**What the task requires**
With the images removed, repeat the data below exactly.
***
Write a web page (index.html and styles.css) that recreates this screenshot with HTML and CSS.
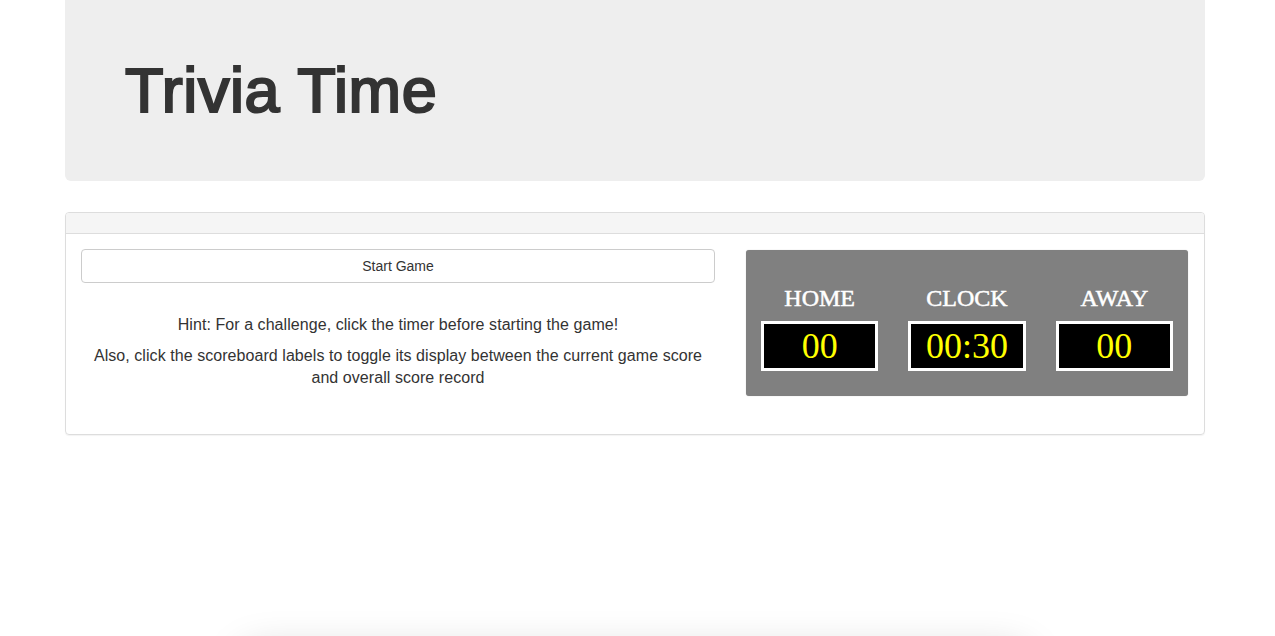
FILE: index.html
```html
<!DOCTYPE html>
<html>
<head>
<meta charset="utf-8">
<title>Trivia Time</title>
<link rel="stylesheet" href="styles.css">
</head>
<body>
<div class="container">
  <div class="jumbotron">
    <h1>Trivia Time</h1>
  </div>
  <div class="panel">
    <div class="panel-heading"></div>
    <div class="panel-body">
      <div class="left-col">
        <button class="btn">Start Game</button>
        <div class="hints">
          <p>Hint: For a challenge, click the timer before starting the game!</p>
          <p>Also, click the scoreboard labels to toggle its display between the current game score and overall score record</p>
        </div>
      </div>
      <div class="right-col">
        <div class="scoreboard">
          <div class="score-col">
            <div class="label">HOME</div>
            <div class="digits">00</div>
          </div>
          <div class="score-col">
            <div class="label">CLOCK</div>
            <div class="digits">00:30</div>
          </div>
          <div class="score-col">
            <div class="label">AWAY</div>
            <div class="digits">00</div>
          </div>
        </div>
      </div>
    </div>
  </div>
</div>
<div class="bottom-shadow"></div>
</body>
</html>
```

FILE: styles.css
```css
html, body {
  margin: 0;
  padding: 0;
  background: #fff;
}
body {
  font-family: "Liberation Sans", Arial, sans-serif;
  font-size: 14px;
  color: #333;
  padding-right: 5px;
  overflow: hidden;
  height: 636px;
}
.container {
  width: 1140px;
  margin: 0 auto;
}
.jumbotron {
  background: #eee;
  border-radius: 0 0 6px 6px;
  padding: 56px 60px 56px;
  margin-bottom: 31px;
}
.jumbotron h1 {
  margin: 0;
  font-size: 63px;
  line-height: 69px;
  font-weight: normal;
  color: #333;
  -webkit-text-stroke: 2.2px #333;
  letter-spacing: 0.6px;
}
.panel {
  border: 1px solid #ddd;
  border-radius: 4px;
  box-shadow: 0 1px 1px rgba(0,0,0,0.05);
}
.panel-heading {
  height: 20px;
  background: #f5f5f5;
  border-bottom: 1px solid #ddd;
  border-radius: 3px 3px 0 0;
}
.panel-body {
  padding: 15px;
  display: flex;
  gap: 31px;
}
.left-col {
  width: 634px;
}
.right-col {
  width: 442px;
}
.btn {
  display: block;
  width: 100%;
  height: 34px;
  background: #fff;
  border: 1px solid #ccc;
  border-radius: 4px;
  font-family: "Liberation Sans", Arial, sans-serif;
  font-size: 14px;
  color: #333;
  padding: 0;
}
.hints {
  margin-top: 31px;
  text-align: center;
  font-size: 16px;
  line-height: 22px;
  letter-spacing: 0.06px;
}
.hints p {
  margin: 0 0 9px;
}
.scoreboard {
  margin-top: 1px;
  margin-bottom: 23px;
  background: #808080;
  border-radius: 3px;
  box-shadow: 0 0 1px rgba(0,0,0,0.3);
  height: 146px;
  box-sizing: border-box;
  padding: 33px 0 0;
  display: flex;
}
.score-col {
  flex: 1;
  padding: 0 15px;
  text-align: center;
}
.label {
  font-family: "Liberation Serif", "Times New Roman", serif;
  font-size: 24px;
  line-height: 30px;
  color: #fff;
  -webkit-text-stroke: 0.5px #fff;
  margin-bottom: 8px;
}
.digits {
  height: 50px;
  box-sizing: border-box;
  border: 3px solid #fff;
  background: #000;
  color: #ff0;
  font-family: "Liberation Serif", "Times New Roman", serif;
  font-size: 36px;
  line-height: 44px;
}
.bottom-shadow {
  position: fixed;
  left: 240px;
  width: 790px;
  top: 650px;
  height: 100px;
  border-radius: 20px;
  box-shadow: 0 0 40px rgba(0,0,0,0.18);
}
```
***
**Result of this exercise**
Write a web page (index.html and styles.css) that recreates this screenshot with HTML and CSS.
FILE: index.html
```html
<!DOCTYPE html>
<html>
<head>
<meta charset="utf-8">
<title>Trivia Time</title>
<link rel="stylesheet" href="styles.css">
</head>
<body>
<div class="container">
  <div class="jumbotron">
    <h1>Trivia Time</h1>
  </div>
  <div class="panel">
    <div class="panel-heading"></div>
    <div class="panel-body">
      <div class="left-col">
        <button class="btn">Start Game</button>
        <div class="hints">
          <p>Hint: For a challenge, click the timer before starting the game!</p>
          <p>Also, click the scoreboard labels to toggle its display between the current game score and overall score record</p>
        </div>
      </div>
      <div class="right-col">
        <div class="scoreboard">
          <div class="score-col">
            <div class="label">HOME</div>
            <div class="digits">00</div>
          </div>
          <div class="score-col">
            <div class="label">CLOCK</div>
            <div class="digits">00:30</div>
          </div>
          <div class="score-col">
            <div class="label">AWAY</div>
            <div class="digits">00</div>
          </div>
        </div>
      </div>
    </div>
  </div>
</div>
<div class="bottom-shadow"></div>
</body>
</html>
```

FILE: styles.css
```css
html, body {
  margin: 0;
  padding: 0;
  background: #fff;
}
body {
  font-family: "Liberation Sans", Arial, sans-serif;
  font-size: 14px;
  color: #333;
  padding-right: 5px;
  overflow: hidden;
  height: 636px;
}
.container {
  width: 1140px;
  margin: 0 auto;
}
.jumbotron {
  background: #eee;
  border-radius: 0 0 6px 6px;
  padding: 56px 60px 56px;
  margin-bottom: 31px;
}
.jumbotron h1 {
  margin: 0;
  font-size: 63px;
  line-height: 69px;
  font-weight: normal;
  color: #333;
  -webkit-text-stroke: 2.2px #333;
  letter-spacing: 0.6px;
}
.panel {
  border: 1px solid #ddd;
  border-radius: 4px;
  box-shadow: 0 1px 1px rgba(0,0,0,0.05);
}
.panel-heading {
  height: 20px;
  background: #f5f5f5;
  border-bottom: 1px solid #ddd;
  border-radius: 3px 3px 0 0;
}
.panel-body {
  padding: 15px;
  display: flex;
  gap: 31px;
}
.left-col {
  width: 634px;
}
.right-col {
  width: 442px;
}
.btn {
  display: block;
  width: 100%;
  height: 34px;
  background: #fff;
  border: 1px solid #ccc;
  border-radius: 4px;
  font-family: "Liberation Sans", Arial, sans-serif;
  font-size: 14px;
  color: #333;
  padding: 0;
}
.hints {
  margin-top: 31px;
  text-align: center;
  font-size: 16px;
  line-height: 22px;
  letter-spacing: 0.06px;
}
.hints p {
  margin: 0 0 9px;
}
.scoreboard {
  margin-top: 1px;
  margin-bottom: 23px;
  background: #808080;
  border-radius: 3px;
  box-shadow: 0 0 1px rgba(0,0,0,0.3);
  height: 146px;
  box-sizing: border-box;
  padding: 33px 0 0;
  display: flex;
}
.score-col {
  flex: 1;
  padding: 0 15px;
  text-align: center;
}
.label {
  font-family: "Liberation Serif", "Times New Roman", serif;
  font-size: 24px;
  line-height: 30px;
  color: #fff;
  -webkit-text-stroke: 0.5px #fff;
  margin-bottom: 8px;
}
.digits {
  height: 50px;
  box-sizing: border-box;
  border: 3px solid #fff;
  background: #000;
  color: #ff0;
  font-family: "Liberation Serif", "Times New Roman", serif;
  font-size: 36px;
  line-height: 44px;
}
.bottom-shadow {
  position: fixed;
  left: 240px;
  width: 790px;
  top: 650px;
  height: 100px;
  border-radius: 20px;
  box-shadow: 0 0 40px rgba(0,0,0,0.18);
}
```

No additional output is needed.